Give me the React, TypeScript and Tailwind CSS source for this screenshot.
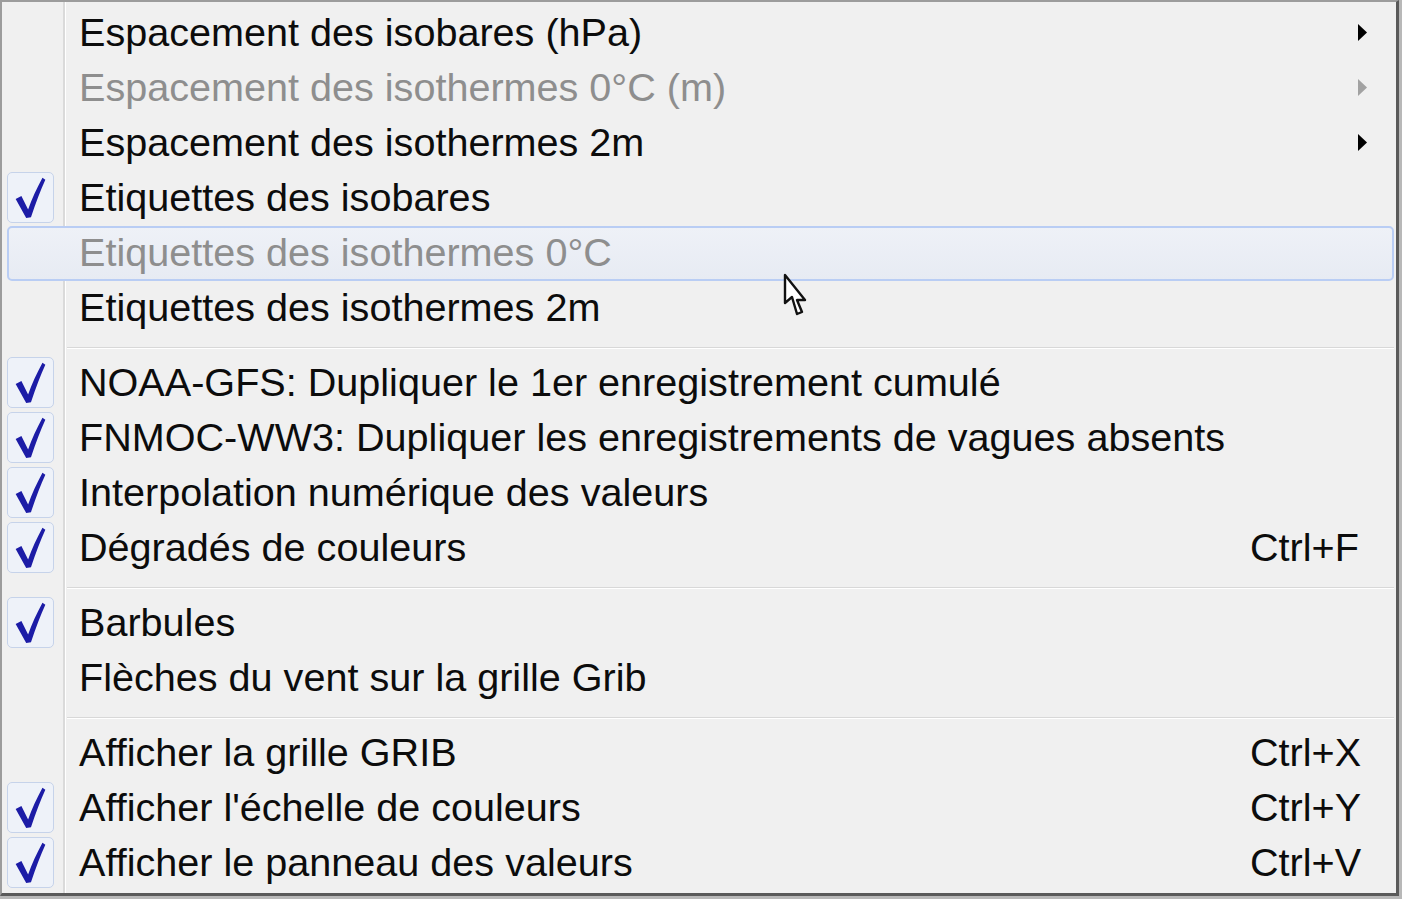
import React from "react";

type Item =
  | { kind: "sep" }
  | {
      kind: "item";
      label: string;
      checked?: boolean;
      disabled?: boolean;
      submenu?: boolean;
      shortcut?: string;
      hover?: boolean;
    };

const items: Item[] = [
  { kind: "item", label: "Espacement des isobares (hPa)", submenu: true },
  { kind: "item", label: "Espacement des isothermes 0°C (m)", submenu: true, disabled: true },
  { kind: "item", label: "Espacement des isothermes 2m", submenu: true },
  { kind: "item", label: "Etiquettes des isobares", checked: true },
  { kind: "item", label: "Etiquettes des isothermes 0°C", disabled: true, hover: true },
  { kind: "item", label: "Etiquettes des isothermes 2m" },
  { kind: "sep" },
  { kind: "item", label: "NOAA-GFS: Dupliquer le 1er enregistrement cumulé", checked: true },
  { kind: "item", label: "FNMOC-WW3: Dupliquer les enregistrements de vagues absents", checked: true },
  { kind: "item", label: "Interpolation numérique des valeurs", checked: true },
  { kind: "item", label: "Dégradés de couleurs", checked: true, shortcut: "Ctrl+F" },
  { kind: "sep" },
  { kind: "item", label: "Barbules", checked: true },
  { kind: "item", label: "Flèches du vent sur la grille Grib" },
  { kind: "sep" },
  { kind: "item", label: "Afficher la grille GRIB", shortcut: "Ctrl+X" },
  { kind: "item", label: "Afficher l'échelle de couleurs", checked: true, shortcut: "Ctrl+Y" },
  { kind: "item", label: "Afficher le panneau des valeurs", checked: true, shortcut: "Ctrl+V" },
];

function Check() {
  return (
    <div className="w-[47px] h-[51px] rounded-[5px] border-[1.5px] border-[#c6d3ea] bg-[#eef2f9] flex items-center justify-center">
      <svg width="47" height="51" viewBox="0 0 47 51">
        <path
          d="M8 27 L14 24 L21 38 C25 27 30 16 36 5 L39 7 C34 18 29 31 24 46 L19 47 Z"
          fill="#1c1ca6"
        />
      </svg>
    </div>
  );
}

function Arrow({ disabled }: { disabled?: boolean }) {
  return (
    <svg width="10" height="17" viewBox="0 0 10 17" className="mr-[28px]">
      <path d="M0 0 L9 8.5 L0 17 Z" fill={disabled ? "#a2a2a2" : "#000"} />
    </svg>
  );
}

export default function App() {
  return (
    <div className="w-[1402px] h-[899px] bg-[#b8b8b8]" style={{ fontFamily: '"Liberation Sans", Arial, sans-serif' }}>
      <div className="relative w-[1399px] h-[896px] border-t-2 border-l-2 border-r-[3px] border-b-[3px] border-t-[#9c9c9c] border-l-[#9c9c9c] border-r-[#5a5a5a] border-b-[#5a5a5a] pt-[3px] bg-[linear-gradient(to_right,#f0f0f0_61px,#dadada_61px,#dadada_63px,#ffffff_63px,#ffffff_64px,#f0f0f0_64px)]">
        {items.map((it, i) =>
          it.kind === "sep" ? (
            <div key={i} className="h-[20px] pt-[12px] pl-[65px] pr-[2px]">
              <div className="h-[1px] bg-[#d8d8d8]" />
              <div className="h-[1px] bg-[#ffffff]" />
            </div>
          ) : (
            <div key={i} className="relative h-[55px] flex items-center">
              {it.hover && (
                <div className="absolute left-[5px] right-[2px] top-[1px] bottom-[-1px] rounded-[5px] border-2 border-[#b9cdf4] bg-[linear-gradient(to_bottom,#eef1f7,#e7ebf3)]" />
              )}
              <div className="relative w-[77px] h-[55px] pl-[5px] flex items-center shrink-0">
                {it.checked && <Check />}
              </div>
              <div
                className={`relative w-[1171px] shrink-0 text-[39.6px] leading-[55px] whitespace-nowrap ${
                  it.disabled ? "text-[#8e8e8e]" : "text-[#0c0c0c]"
                }`}
              >
                {it.label}
              </div>
              <div className="relative flex-1 flex items-center h-[55px]">
                {it.shortcut && (
                  <span className="text-[39.6px] leading-[55px] text-[#0c0c0c] whitespace-nowrap">{it.shortcut}</span>
                )}
                {it.submenu && (
                  <div className="ml-auto flex items-center">
                    <Arrow disabled={it.disabled} />
                  </div>
                )}
              </div>
            </div>
          )
        )}
        <svg
          className="absolute left-[780px] top-[269px]"
          width="28"
          height="48"
          viewBox="-2 -2 28 48"
        >
          <path
            d="M1 2 L1 30 L8 24 L13 41 L18 39 L13 27 L21 27 Z"
            fill="#ffffff"
            stroke="#111"
            strokeWidth="2.4"
            strokeLinejoin="round"
          />
        </svg>
      </div>
    </div>
  );
}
+-------+
Exercise goal:
Write the listing above out again exactly, dropping each image.

Output:
Give me the React, TypeScript and Tailwind CSS source for this screenshot.
import React from "react";

type Item =
  | { kind: "sep" }
  | {
      kind: "item";
      label: string;
      checked?: boolean;
      disabled?: boolean;
      submenu?: boolean;
      shortcut?: string;
      hover?: boolean;
    };

const items: Item[] = [
  { kind: "item", label: "Espacement des isobares (hPa)", submenu: true },
  { kind: "item", label: "Espacement des isothermes 0°C (m)", submenu: true, disabled: true },
  { kind: "item", label: "Espacement des isothermes 2m", submenu: true },
  { kind: "item", label: "Etiquettes des isobares", checked: true },
  { kind: "item", label: "Etiquettes des isothermes 0°C", disabled: true, hover: true },
  { kind: "item", label: "Etiquettes des isothermes 2m" },
  { kind: "sep" },
  { kind: "item", label: "NOAA-GFS: Dupliquer le 1er enregistrement cumulé", checked: true },
  { kind: "item", label: "FNMOC-WW3: Dupliquer les enregistrements de vagues absents", checked: true },
  { kind: "item", label: "Interpolation numérique des valeurs", checked: true },
  { kind: "item", label: "Dégradés de couleurs", checked: true, shortcut: "Ctrl+F" },
  { kind: "sep" },
  { kind: "item", label: "Barbules", checked: true },
  { kind: "item", label: "Flèches du vent sur la grille Grib" },
  { kind: "sep" },
  { kind: "item", label: "Afficher la grille GRIB", shortcut: "Ctrl+X" },
  { kind: "item", label: "Afficher l'échelle de couleurs", checked: true, shortcut: "Ctrl+Y" },
  { kind: "item", label: "Afficher le panneau des valeurs", checked: true, shortcut: "Ctrl+V" },
];

function Check() {
  return (
    <div className="w-[47px] h-[51px] rounded-[5px] border-[1.5px] border-[#c6d3ea] bg-[#eef2f9] flex items-center justify-center">
      <svg width="47" height="51" viewBox="0 0 47 51">
        <path
          d="M8 27 L14 24 L21 38 C25 27 30 16 36 5 L39 7 C34 18 29 31 24 46 L19 47 Z"
          fill="#1c1ca6"
        />
      </svg>
    </div>
  );
}

function Arrow({ disabled }: { disabled?: boolean }) {
  return (
    <svg width="10" height="17" viewBox="0 0 10 17" className="mr-[28px]">
      <path d="M0 0 L9 8.5 L0 17 Z" fill={disabled ? "#a2a2a2" : "#000"} />
    </svg>
  );
}

export default function App() {
  return (
    <div className="w-[1402px] h-[899px] bg-[#b8b8b8]" style={{ fontFamily: '"Liberation Sans", Arial, sans-serif' }}>
      <div className="relative w-[1399px] h-[896px] border-t-2 border-l-2 border-r-[3px] border-b-[3px] border-t-[#9c9c9c] border-l-[#9c9c9c] border-r-[#5a5a5a] border-b-[#5a5a5a] pt-[3px] bg-[linear-gradient(to_right,#f0f0f0_61px,#dadada_61px,#dadada_63px,#ffffff_63px,#ffffff_64px,#f0f0f0_64px)]">
        {items.map((it, i) =>
          it.kind === "sep" ? (
            <div key={i} className="h-[20px] pt-[12px] pl-[65px] pr-[2px]">
              <div className="h-[1px] bg-[#d8d8d8]" />
              <div className="h-[1px] bg-[#ffffff]" />
            </div>
          ) : (
            <div key={i} className="relative h-[55px] flex items-center">
              {it.hover && (
                <div className="absolute left-[5px] right-[2px] top-[1px] bottom-[-1px] rounded-[5px] border-2 border-[#b9cdf4] bg-[linear-gradient(to_bottom,#eef1f7,#e7ebf3)]" />
              )}
              <div className="relative w-[77px] h-[55px] pl-[5px] flex items-center shrink-0">
                {it.checked && <Check />}
              </div>
              <div
                className={`relative w-[1171px] shrink-0 text-[39.6px] leading-[55px] whitespace-nowrap ${
                  it.disabled ? "text-[#8e8e8e]" : "text-[#0c0c0c]"
                }`}
              >
                {it.label}
              </div>
              <div className="relative flex-1 flex items-center h-[55px]">
                {it.shortcut && (
                  <span className="text-[39.6px] leading-[55px] text-[#0c0c0c] whitespace-nowrap">{it.shortcut}</span>
                )}
                {it.submenu && (
                  <div className="ml-auto flex items-center">
                    <Arrow disabled={it.disabled} />
                  </div>
                )}
              </div>
            </div>
          )
        )}
        <svg
          className="absolute left-[780px] top-[269px]"
          width="28"
          height="48"
          viewBox="-2 -2 28 48"
        >
          <path
            d="M1 2 L1 30 L8 24 L13 41 L18 39 L13 27 L21 27 Z"
            fill="#ffffff"
            stroke="#111"
            strokeWidth="2.4"
            strokeLinejoin="round"
          />
        </svg>
      </div>
    </div>
  );
}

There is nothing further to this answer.